I wore a 200m Timex Ironman for 18 months on a motorcycle trip to South America and back in 2005, and the thing is STILL TICKING, after taking a licking. I've never even changed the battery.

I sold a couple watches in the spring and, becoming smitten with the raw INDEPENDENCE of the Seiko PD radio/solar (never set it, never change the battery), I picked up a G-Shock GW-5600. It's simple, tough, got no extraneous blinking lights... excellent.

I love the Casio, & wear it almost all the time that I'm at home. It fits my wrist perfectly and is so light that I never notice it.

So... the watch sets itself and charges itself, and doesn't do anything "for show". How great is that? But for the large part, the G-Shock line still left me cold. Love the idea of the Frogman, but WHY? You can buy some pretty great analog 200m divers for $700. Even the old Tuna is cheaper than a Frogman. Does the Froggie have a depth sensor? Nope - but the sub-$250 Aqualand does. So what's the point in a $700 plastic diver?

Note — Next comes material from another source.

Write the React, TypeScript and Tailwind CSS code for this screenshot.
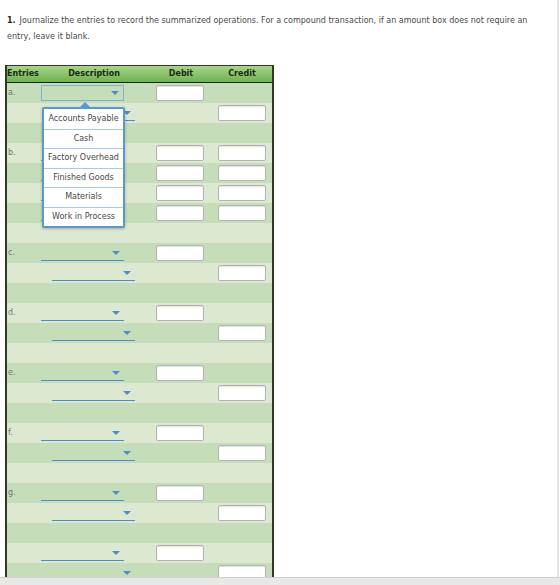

Now, the other part of this story is that I love the Marine Master Trans-Ocean, as profiled here:

Spending part of last summer on the coast of Maine, as a couple of tropical storms rolled past, I was craving a watch that had an integrated barometer. This watch is still a grail for me, but they're also >$1,000 and a little scarce.

The Riseman was cool & practical, but I still can't bring myself to buy a digital unless it's radio-solar, so I gave it a miss.

Yesterday, however, I was in the local watch shop and my watch guy offerred me a SMOKING deal on a new radio-solar Riseman. It was so smoking a deal that I immediately forgot about the idea that Santa usually brings the presents at this time of the year, and I bought it.

I'm not going to review it, but have a look here:

It's an excellent watch and has NO FRIVOLOUS FEATURES AT ALL! So un-G-Shock! (I love the baromoeter function, as I'm a bit of a weather hound, and am stoked to use the altimeter snowboarding at Whistler next week.)

But here's the thing... it seems that technology is about to catch up to design. If Casio can replace the blinking lights and silly features (little surfer guy in the display, anyone?) in the G-Shock range with REAL, functional features like baromoeters, multi-band radio and solar power, what kind of awesome world might we live in, very soon?

I'm pretty excited, to tell you the truth, that the G-Shock range is finally starting to deliver on it's promise (at least, for me...).